In the Internet of Things two disciplines of software development come together. On one hand, a hardware influenced view of software for devices and protocols and on the other hand the view of web/mobile/business application development.

To bring these both sides closer together the metaphor of Digital Twins can be used, where a Digital Twin is kind of holistic view of all capabilities and aspects of a device/product asset including its digital representation.

It is important to make these Digital Twins accessible in a convenient way, independent of the protocols used to integrated them and the current connectivity state of the devices. The core of this Digital Twin is the information of the state of the device regarding properties and meta data.

As of today a lot of IoT solutions implement functionality to manage something similar to this idea of Digital Twins. They do this by using simple databases covering some aspects of Digital Twins, which is totally fine until a certain point in time.
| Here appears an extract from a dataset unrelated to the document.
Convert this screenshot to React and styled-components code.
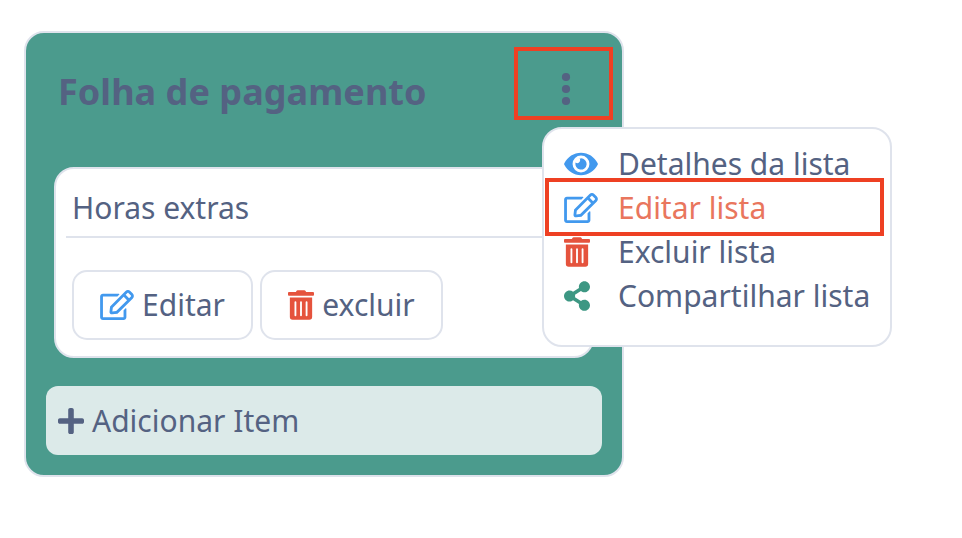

Probably more complex topics come into play soon:

  • Reflect changes of the physical world in the back end representation
  • Notification of different application layers on relevant changes
  • Providing access to the Digital Twins via API
  • Harmonizing the persistence and access for multiple different device types
  • Providing access control for the Digital Twins
  • On increasing load still provide a scalable, robust and high-performance implementation
  • ...

Gradually the initially good and simple starting point gets more and more work and requires to invest in technical fundamentals instead of business level features.

It would be helpful to have a domain-independent component that takes care of these mentioned aspects and can be used out-of-the-box in IoT solutions.

Beyond that, this component could be used in a "back end as a service" approach to move into the direction of serverless architectures. Without the need to develop and operate a custom back end, IoT solution developers can focus again on business requirements, on connecting devices to the cloud / back end and implementing business applications.

Scope

Eclipse Ditto is the open-source project of Eclipse IoT that provides a ready-to-use functionality to manage the state of Digital Twins. It provides access to them and mediates between the physical world and this digital representation.

To achieve this Ditto addresses the following aspects:

  • Device-as-a-Service
    Provide a higher abstraction level in form of an API used to work with individual devices.
  • State management for Digital Twins
    Differ between reported (last known), desired (target) and current state (live) of devices, including support for synchronization and publishing of state changes.
  • Organize your set of Digital Twins
    Support finding and selecting sets of Digital Twins by providing search functionality on meta data and state data.
Description

Device-as-a-Service

IoT solutions have to interact with a heterogeneous set of device types, device protocols and communication patterns.

To bring back simplicity to IoT developers, Eclipse Ditto exposes a unified resource-based API that can be used to interact with devices, abstracting from the complexity of different device types and how devices are connected. It helps to structure the devices into their distinct aspects of functionality and can optionally enforce data types and data validation based on a formal device meta model (Eclipse Vorto).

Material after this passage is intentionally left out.